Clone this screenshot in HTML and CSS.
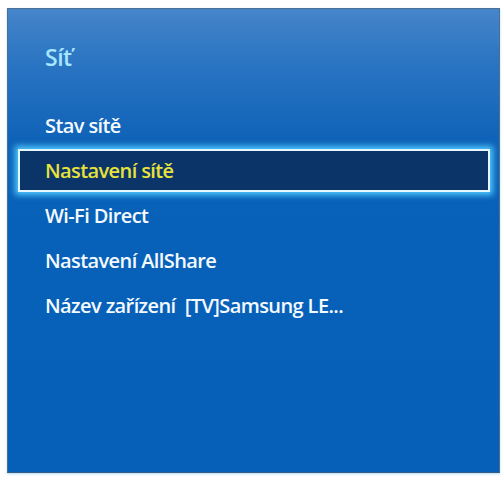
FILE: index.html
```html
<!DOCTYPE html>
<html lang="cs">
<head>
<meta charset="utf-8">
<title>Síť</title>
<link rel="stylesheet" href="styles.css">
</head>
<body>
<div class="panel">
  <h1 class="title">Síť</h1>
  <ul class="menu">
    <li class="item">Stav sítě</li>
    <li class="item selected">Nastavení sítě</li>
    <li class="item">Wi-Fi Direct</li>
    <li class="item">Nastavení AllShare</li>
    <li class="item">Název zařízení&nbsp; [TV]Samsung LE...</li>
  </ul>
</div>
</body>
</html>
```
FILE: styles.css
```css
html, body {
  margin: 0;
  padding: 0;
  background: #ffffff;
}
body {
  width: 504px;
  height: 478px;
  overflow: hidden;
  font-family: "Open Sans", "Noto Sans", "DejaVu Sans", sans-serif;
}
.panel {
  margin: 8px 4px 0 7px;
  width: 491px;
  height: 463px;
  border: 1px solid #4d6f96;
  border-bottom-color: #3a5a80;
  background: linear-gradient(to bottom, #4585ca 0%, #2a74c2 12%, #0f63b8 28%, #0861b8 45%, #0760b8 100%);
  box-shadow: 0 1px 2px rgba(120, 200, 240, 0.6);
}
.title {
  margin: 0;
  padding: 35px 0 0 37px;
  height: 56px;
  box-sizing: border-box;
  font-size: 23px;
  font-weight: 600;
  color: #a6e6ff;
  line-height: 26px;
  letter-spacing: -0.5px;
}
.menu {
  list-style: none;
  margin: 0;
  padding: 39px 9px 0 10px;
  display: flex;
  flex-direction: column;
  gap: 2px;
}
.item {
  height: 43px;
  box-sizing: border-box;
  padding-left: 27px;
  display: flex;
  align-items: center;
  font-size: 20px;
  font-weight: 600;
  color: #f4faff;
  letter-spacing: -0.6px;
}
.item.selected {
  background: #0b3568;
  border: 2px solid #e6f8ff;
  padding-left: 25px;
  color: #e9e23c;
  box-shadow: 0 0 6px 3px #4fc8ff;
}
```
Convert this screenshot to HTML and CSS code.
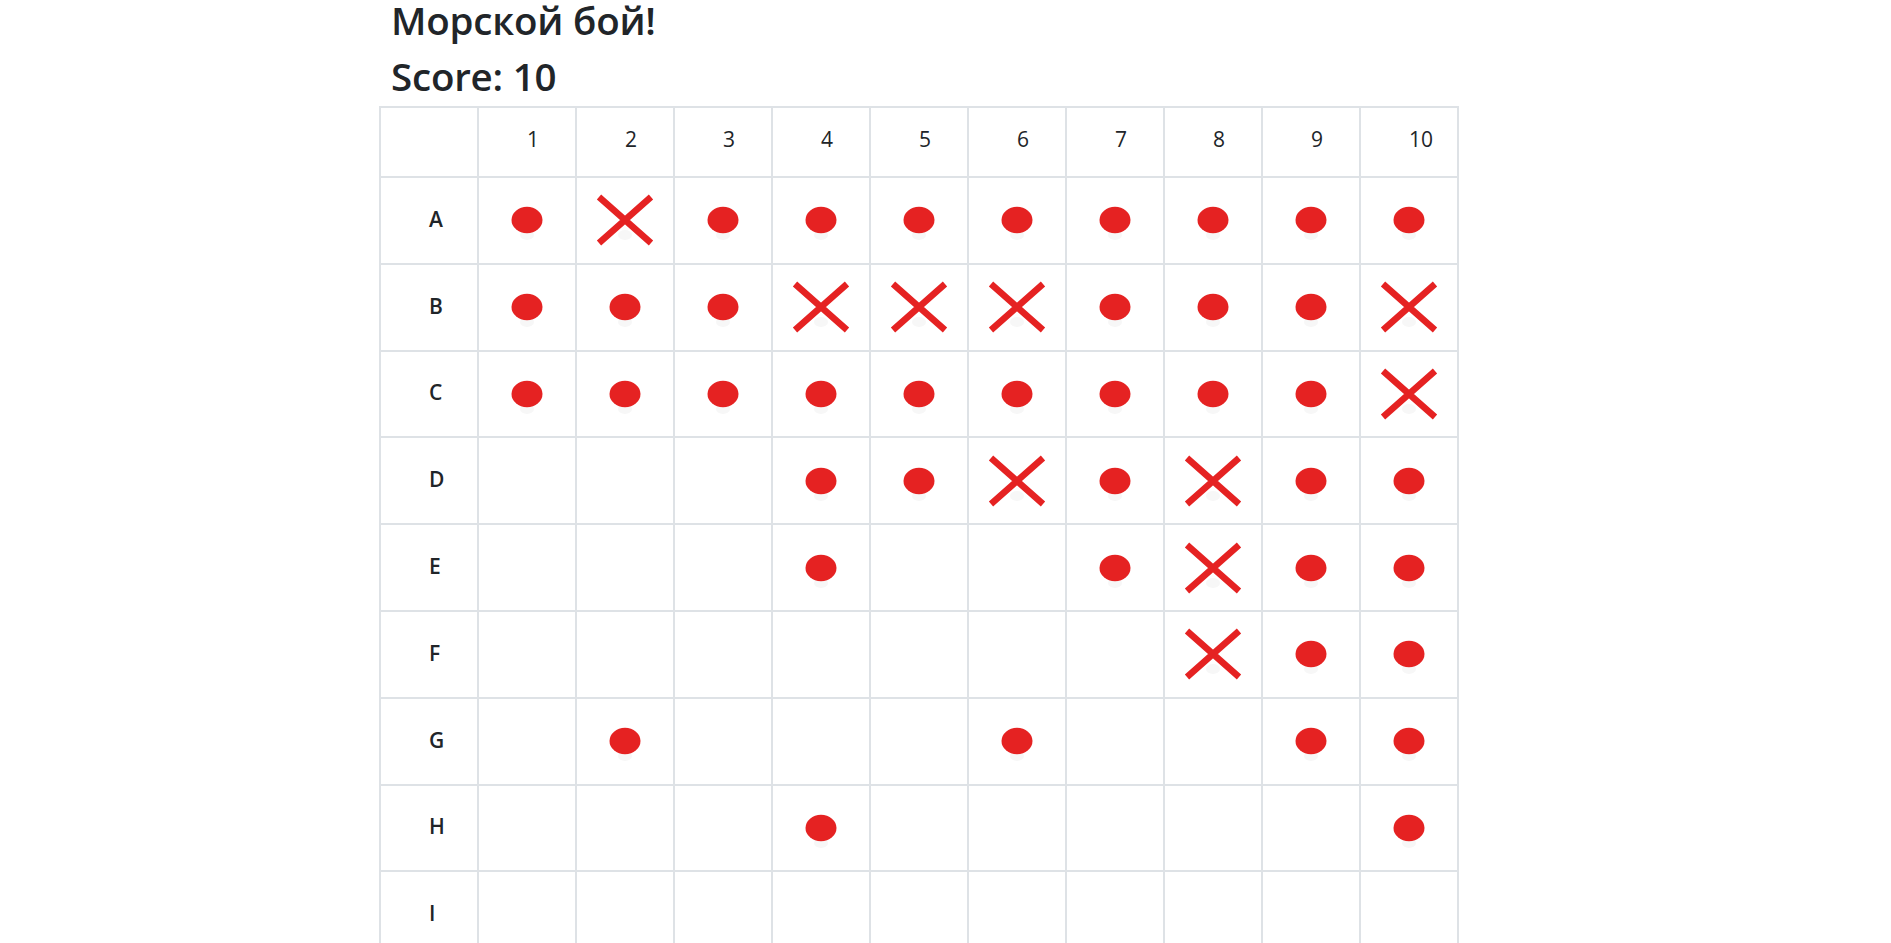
▬▬▬▬▬▬▬▬▬▬
Short problem: Restate the whole listing above exactly, please, omitting every image.

Reply to the exercise:
Clone this screenshot in HTML and CSS.
FILE: index.html
```html
<!DOCTYPE html>
<html lang="cs">
<head>
<meta charset="utf-8">
<title>Síť</title>
<link rel="stylesheet" href="styles.css">
</head>
<body>
<div class="panel">
  <h1 class="title">Síť</h1>
  <ul class="menu">
    <li class="item">Stav sítě</li>
    <li class="item selected">Nastavení sítě</li>
    <li class="item">Wi-Fi Direct</li>
    <li class="item">Nastavení AllShare</li>
    <li class="item">Název zařízení&nbsp; [TV]Samsung LE...</li>
  </ul>
</div>
</body>
</html>
```
FILE: styles.css
```css
html, body {
  margin: 0;
  padding: 0;
  background: #ffffff;
}
body {
  width: 504px;
  height: 478px;
  overflow: hidden;
  font-family: "Open Sans", "Noto Sans", "DejaVu Sans", sans-serif;
}
.panel {
  margin: 8px 4px 0 7px;
  width: 491px;
  height: 463px;
  border: 1px solid #4d6f96;
  border-bottom-color: #3a5a80;
  background: linear-gradient(to bottom, #4585ca 0%, #2a74c2 12%, #0f63b8 28%, #0861b8 45%, #0760b8 100%);
  box-shadow: 0 1px 2px rgba(120, 200, 240, 0.6);
}
.title {
  margin: 0;
  padding: 35px 0 0 37px;
  height: 56px;
  box-sizing: border-box;
  font-size: 23px;
  font-weight: 600;
  color: #a6e6ff;
  line-height: 26px;
  letter-spacing: -0.5px;
}
.menu {
  list-style: none;
  margin: 0;
  padding: 39px 9px 0 10px;
  display: flex;
  flex-direction: column;
  gap: 2px;
}
.item {
  height: 43px;
  box-sizing: border-box;
  padding-left: 27px;
  display: flex;
  align-items: center;
  font-size: 20px;
  font-weight: 600;
  color: #f4faff;
  letter-spacing: -0.6px;
}
.item.selected {
  background: #0b3568;
  border: 2px solid #e6f8ff;
  padding-left: 25px;
  color: #e9e23c;
  box-shadow: 0 0 6px 3px #4fc8ff;
}
```
Convert this screenshot to HTML and CSS code.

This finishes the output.